# Records for processing
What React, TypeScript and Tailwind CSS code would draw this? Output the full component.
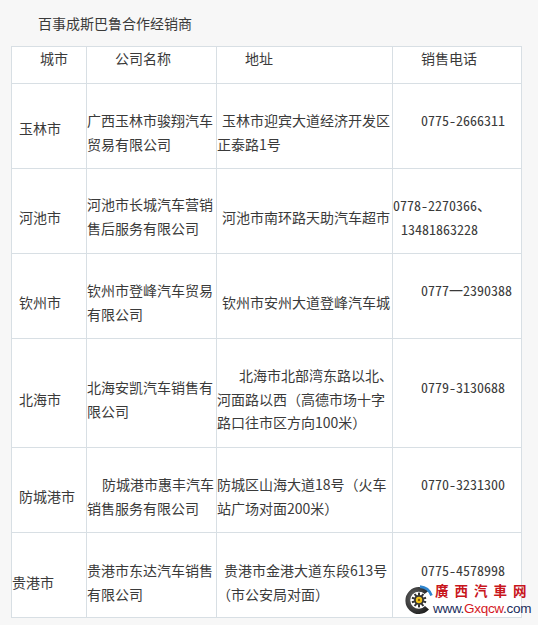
import React from "react";

type Line = [string, string]; // [indent class, text]

interface Row {
  h: string;
  city: string;
  cityCls: string;
  comp: Line[];
  compPt: string;
  addr: Line[];
  addrPt: string;
  phone: Line[];
  phonePt: string;
}

const rows: Row[] = [
  {
    h: "h-[85px]",
    city: "玉林市",
    cityCls: "pt-[33px] pl-[7px]",
    comp: [["pl-0", "广西玉林市骏翔汽车"], ["pl-0", "贸易有限公司"]],
    compPt: "pt-[25px]",
    addr: [["pl-[5px]", "玉林市迎宾大道经济开发区"], ["pl-0", "正泰路1号"]],
    addrPt: "pt-[25px]",
    phone: [["pl-[28px]", "0775-2666311"]],
    phonePt: "pt-[25px]",
  },
  {
    h: "h-[85px]",
    city: "河池市",
    cityCls: "pt-[37px] pl-[7px]",
    comp: [["pl-0", "河池市长城汽车营销"], ["pl-0", "售后服务有限公司"]],
    compPt: "pt-[24px]",
    addr: [["pl-[5px]", "河池市南环路天助汽车超市"]],
    addrPt: "pt-[37px]",
    phone: [["pl-0", "0778-2270366、"], ["pl-[8px]", "13481863228"]],
    phonePt: "pt-[25px]",
  },
  {
    h: "h-[85px]",
    city: "钦州市",
    cityCls: "pt-[37px] pl-[7px]",
    comp: [["pl-0", "钦州市登峰汽车贸易"], ["pl-0", "有限公司"]],
    compPt: "pt-[25px]",
    addr: [["pl-[5px]", "钦州市安州大道登峰汽车城"]],
    addrPt: "pt-[37px]",
    phone: [["pl-[28px]", "0777一2390388"]],
    phonePt: "pt-[25px]",
  },
  {
    h: "h-[109px]",
    city: "北海市",
    cityCls: "pt-[49px] pl-[7px]",
    comp: [["pl-0", "北海安凯汽车销售有"], ["pl-0", "限公司"]],
    compPt: "pt-[37px]",
    addr: [
      ["pl-[22px]", "北海市北部湾东路以北、"],
      ["pl-0", "河面路以西（高德市场十字"],
      ["pl-0", "路口往市区方向100米）"],
    ],
    addrPt: "pt-[25px]",
    phone: [["pl-[28px]", "0779-3130688"]],
    phonePt: "pt-[37px]",
  },
  {
    h: "h-[85px]",
    city: "防城港市",
    cityCls: "pt-[37px] pl-[7px]",
    comp: [["pl-[15px]", "防城港市惠丰汽车"], ["pl-0", "销售服务有限公司"]],
    compPt: "pt-[25px]",
    addr: [["pl-0", "防城区山海大道18号（火车"], ["pl-0", "站广场对面200米）"]],
    addrPt: "pt-[25px]",
    phone: [["pl-[28px]", "0770-3231300"]],
    phonePt: "pt-[25px]",
  },
  {
    h: "h-[85px]",
    city: "贵港市",
    cityCls: "pt-[38px] pl-0",
    comp: [["pl-0", "贵港市东达汽车销售"], ["pl-0", "有限公司"]],
    compPt: "pt-[26px]",
    addr: [["pl-[7px]", "贵港市金港大道东段613号"], ["pl-0", "（市公安局对面）"]],
    addrPt: "pt-[26px]",
    phone: [["pl-[28px]", "0775-4578998"]],
    phonePt: "pt-[26px]",
  },
];

const cell = "border-r border-b border-[#d8dfe4] bg-white";
const mono = "font-['Noto_Sans_Mono_CJK_SC','Liberation_Mono',monospace]";

function Lines({ lines, extra = "" }: { lines: Line[]; extra?: string }) {
  return (
    <>
      {lines.map(([ind, t], i) => (
        <div key={i} className={`${ind} ${extra} whitespace-nowrap`}>
          {t}
        </div>
      ))}
    </>
  );
}

function Tire() {
  const teeth = Array.from({ length: 10 }, (_, i) => i * 36);
  return (
    <svg width="30" height="30" viewBox="0 0 30 30">
      <defs>
        <radialGradient id="tg" cx="0.4" cy="0.4" r="0.7">
          <stop offset="0" stopColor="#6a6a6a" />
          <stop offset="1" stopColor="#1c1c1c" />
        </radialGradient>
      </defs>
      <path d="M 24.5 6 A 13.5 13.5 0 1 0 25 24.5 L 21 21 A 8.5 8.5 0 1 1 20.5 9 Z" fill="url(#tg)" />
      <path d="M 16 1.6 A 13.5 13.5 0 0 1 27.5 10.5" stroke="#2f86cf" strokeWidth="2.6" fill="none" />
      <circle cx="15" cy="15" r="8" fill="#ffffff" />
      {teeth.map((a) => (
        <rect key={a} x="14" y="7.6" width="2" height="3" fill="#333" transform={`rotate(${a} 15 15)`} />
      ))}
      <circle cx="15" cy="15" r="5" fill="#333" />
      <circle cx="15" cy="15" r="3.2" fill="#f2c31a" />
      <circle cx="15" cy="15" r="1.2" fill="#8a5a00" />
    </svg>
  );
}

export default function App() {
  return (
    <div className="relative w-[538px] h-[625px] bg-[#f7f7f7] text-[#3a3a3a] text-[14px] leading-[23.5px] font-['Noto_Sans_CJK_SC',sans-serif] overflow-hidden">
      <div className="h-[46px] pt-[12px] pl-[38px]">百事成斯巴鲁合作经销商</div>
      <div className="ml-[11px] w-[511px] border-l border-t border-[#d8dfe4] grid grid-cols-[75px_130px_176px_129px]">
        <div className={`${cell} h-[37px] pl-[28px]`}>城市</div>
        <div className={`${cell} h-[37px] pl-[28px]`}>公司名称</div>
        <div className={`${cell} h-[37px] pl-[28px]`}>地址</div>
        <div className={`${cell} h-[37px] pl-[28px]`}>销售电话</div>
        {rows.map((r, i) => (
          <React.Fragment key={i}>
            <div className={`${cell} ${r.h} ${r.cityCls} whitespace-nowrap`}>{r.city}</div>
            <div className={`${cell} ${r.h} ${r.compPt}`}>
              <Lines lines={r.comp} />
            </div>
            <div className={`${cell} ${r.h} ${r.addrPt}`}>
              <Lines lines={r.addr} />
            </div>
            <div className={`${cell} ${r.h} ${r.phonePt}`}>
              <Lines lines={r.phone} extra={mono} />
            </div>
          </React.Fragment>
        ))}
      </div>
      <div className="absolute left-[404px] top-[583px] flex items-center">
        <Tire />
        <div className="flex flex-col ml-[-1px]">
          <div className="h-[15px] leading-[15px] text-[13.5px] font-bold text-[#c8161d] tracking-[6px] pl-[2px] font-['Noto_Sans_CJK_TC','Noto_Sans_CJK_SC',sans-serif]">
            廣西汽車网
          </div>
          <div className="mt-[4px] h-[14px] leading-[14px] text-[13.5px] font-['Liberation_Sans',Arial,sans-serif] tracking-[-0.3px]">
            <span className="text-[#1b2d5c]">www.</span>
            <span className="text-[#d4181f]">Gxqcw</span>
            <span className="text-[#1b2d5c]">.com</span>
          </div>
        </div>
      </div>
    </div>
  );
}
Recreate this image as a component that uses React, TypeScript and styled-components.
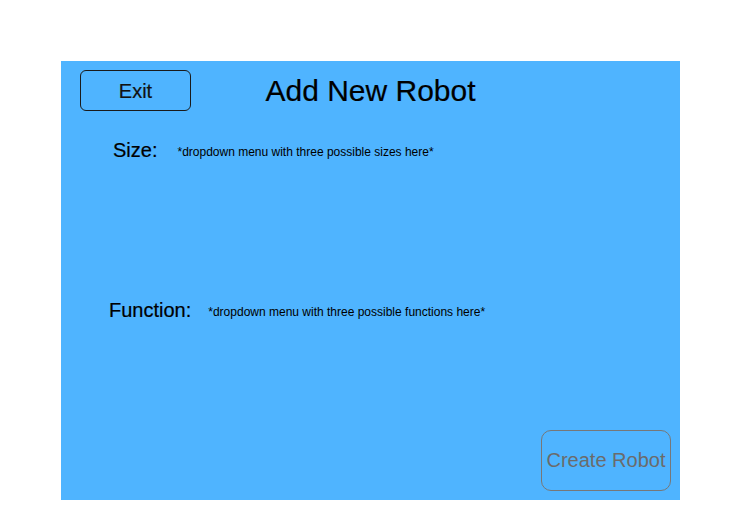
import React from 'react';
import styled, { createGlobalStyle } from 'styled-components';

const GlobalStyle = createGlobalStyle`
  html, body {
    margin: 0;
    padding: 0;
    background: #ffffff;
    font-family: "Liberation Sans", Arial, Helvetica, sans-serif;
  }
`;

const Page = styled.div`
  width: 741px;
  height: 531px;
  padding: 61px 0 0 61px;
  box-sizing: border-box;
`;

const Panel = styled.main`
  width: 619px;
  height: 439px;
  box-sizing: border-box;
  padding: 9px;
  background: #4fb4ff;
  display: flex;
  flex-direction: column;
`;

const Header = styled.header`
  margin: 0 10px;
  display: grid;
  grid-template-columns: 111px 1fr 111px;
  align-items: center;
`;

const ExitButton = styled.button`
  width: 111px;
  height: 41px;
  box-sizing: border-box;
  border: 1px solid #1a1a1a;
  border-radius: 6px;
  background: transparent;
  color: #111111;
  font-family: inherit;
  font-size: 20px;
  line-height: 1;
  padding: 0;
  -webkit-text-stroke: 0.2px #111111;
  cursor: pointer;
`;

const Title = styled.h1`
  margin: 0;
  text-align: center;
  font-size: 30px;
  font-weight: 400;
  line-height: 41px;
  color: #000000;
  -webkit-text-stroke: 0.2px #000000;
`;

const Field = styled.div<{ $indent: number; $gap: number; $top: number }>`
  margin-top: ${(p) => p.$top}px;
  padding-left: ${(p) => p.$indent}px;
  display: flex;
  align-items: baseline;
  gap: ${(p) => p.$gap}px;
`;

const Label = styled.span`
  font-size: 20px;
  line-height: 24px;
  color: #000000;
  -webkit-text-stroke: 0.2px #000000;
`;

const Placeholder = styled.span`
  font-size: 12px;
  line-height: 14px;
  color: #000000;
  position: relative;
  top: -1px;
`;

const Footer = styled.footer`
  margin-top: auto;
  display: flex;
  justify-content: flex-end;
`;

const CreateButton = styled.button`
  width: 130px;
  height: 61px;
  box-sizing: border-box;
  border: 1px solid #777777;
  border-radius: 10px;
  background: transparent;
  color: #6b6b6b;
  font-family: inherit;
  font-size: 20px;
  padding: 0;
  cursor: pointer;
`;

export default function App() {
  return (
    <>
      <GlobalStyle />
      <Page>
        <Panel>
          <Header>
            <ExitButton>Exit</ExitButton>
            <Title>Add New Robot</Title>
            <span />
          </Header>
          <Field $indent={43} $gap={20} $top={27}>
            <Label>Size:</Label>
            <Placeholder>*dropdown menu with three possible sizes here*</Placeholder>
          </Field>
          <Field $indent={39} $gap={17} $top={136}>
            <Label>Function:</Label>
            <Placeholder>*dropdown menu with three possible functions here*</Placeholder>
          </Field>
          <Footer>
            <CreateButton>Create Robot</CreateButton>
          </Footer>
        </Panel>
      </Page>
    </>
  );
}
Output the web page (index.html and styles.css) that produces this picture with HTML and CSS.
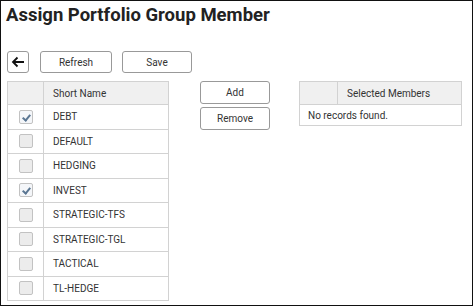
FILE: index.html
```html
<!DOCTYPE html>
<html lang="en">
<head>
    <meta charset="UTF-8">
    <title>Assign Portfolio Group Member</title>
    <link rel="stylesheet" href="styles.css">
</head>
<body>
    <div class="frame">
        <h1 class="title">Assign Portfolio Group Member</h1>

        <div class="toolbar">
            <button class="btn back-btn" title="Back">
                <svg width="14" height="12" viewBox="0 0 14 12">
                    <path d="M13 6H2M6.5 1.5L2 6l4.5 4.5" fill="none" stroke="#111" stroke-width="1.8"/>
                </svg>
            </button>
            <button class="btn">Refresh</button>
            <button class="btn">Save</button>
        </div>

        <div class="content">
            <table class="grid members">
                <thead>
                    <tr>
                        <th class="check-col"></th>
                        <th>Short Name</th>
                    </tr>
                </thead>
                <tbody>
                    <tr><td class="check-col"><span class="check checked"></span></td><td>DEBT</td></tr>
                    <tr><td class="check-col"><span class="check"></span></td><td>DEFAULT</td></tr>
                    <tr><td class="check-col"><span class="check"></span></td><td>HEDGING</td></tr>
                    <tr><td class="check-col"><span class="check checked"></span></td><td>INVEST</td></tr>
                    <tr><td class="check-col"><span class="check"></span></td><td>STRATEGIC-TFS</td></tr>
                    <tr><td class="check-col"><span class="check"></span></td><td>STRATEGIC-TGL</td></tr>
                    <tr><td class="check-col"><span class="check"></span></td><td>TACTICAL</td></tr>
                    <tr><td class="check-col"><span class="check"></span></td><td>TL-HEDGE</td></tr>
                </tbody>
            </table>

            <div class="move-buttons">
                <button class="btn">Add</button>
                <button class="btn">Remove</button>
            </div>

            <table class="grid selected">
                <thead>
                    <tr>
                        <th class="check-col"></th>
                        <th>Selected Members</th>
                    </tr>
                </thead>
                <tbody>
                    <tr class="empty-row"><td colspan="2">No records found.</td></tr>
                </tbody>
            </table>
        </div>
    </div>
</body>
</html>
```

FILE: styles.css
```css
body {
    margin: 0;
    padding: 0;
    background-color: #fff;
    font-family: Roboto, "Liberation Sans", Arial, sans-serif;
    color: #333;
}

.frame {
    width: 473px;
    height: 306px;
    box-sizing: border-box;
    border: 1px solid #111;
    padding: 0 6px;
}

.title {
    margin: 0 0 0 -1px;
    padding-top: 2px;
    font-size: 18.5px;
    font-weight: 700;
    line-height: 24px;
    color: #222;
}

/* Toolbar */
.toolbar {
    display: flex;
    gap: 10px;
    margin-top: 24px;
}

.btn {
    height: 22px;
    width: 72px;
    padding: 0;
    background-color: #fff;
    border: 1px solid #999;
    border-radius: 3px;
    font-family: Roboto, "Liberation Sans", Arial, sans-serif;
    font-size: 10px;
    color: #333;
    cursor: pointer;
}

.back-btn {
    width: 22px;
    margin-right: 1px;
    display: flex;
    align-items: center;
    justify-content: center;
}

.toolbar .btn + .btn + .btn {
    width: 70px;
}

/* Content */
.content {
    display: flex;
    align-items: flex-start;
    margin-top: 8px;
}

.grid {
    border-collapse: collapse;
    font-size: 10px;
    color: #333;
}

.grid th,
.grid td {
    border: 1px solid #d2d2d2;
    padding: 0 0 0 9px;
    text-align: left;
    font-weight: 400;
}

.grid th {
    height: 22px;
    background-color: #f0f0f0;
}

.grid .check-col {
    padding: 0;
    text-align: center;
}

.members {
    width: 162px;
}

.members .check-col {
    width: 35px;
}

.members td {
    height: 23.5px;
}

.check {
    display: inline-block;
    width: 14px;
    height: 14px;
    box-sizing: border-box;
    border: 1px solid #c2c2c2;
    border-radius: 2px;
    background-color: #ececec;
    vertical-align: middle;
    position: relative;
}

.check.checked {
    background-color: #f4f6f9;
}

.check.checked::after {
    content: "";
    position: absolute;
    left: 4px;
    top: 2px;
    width: 3px;
    height: 6px;
    border: solid #5a7692;
    border-width: 0 2px 2px 0;
    transform: rotate(40deg);
}

.move-buttons {
    display: flex;
    flex-direction: column;
    gap: 3px;
    margin-left: 31px;
    margin-right: 29px;
}

.move-buttons .btn {
    width: 70px;
    height: 23px;
}

.selected {
    width: 163px;
}

.selected .check-col {
    width: 37px;
}

.empty-row td {
    height: 20px;
    padding-left: 8px;
}
```
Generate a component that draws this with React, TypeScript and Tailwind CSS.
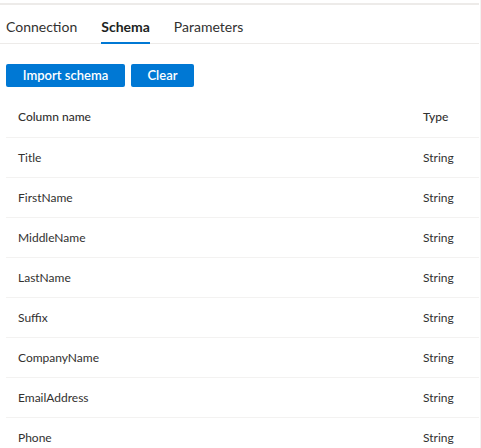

# What is required
Say how many lines have the string "that" in them, offering no words beyond the number.

# Complete response
3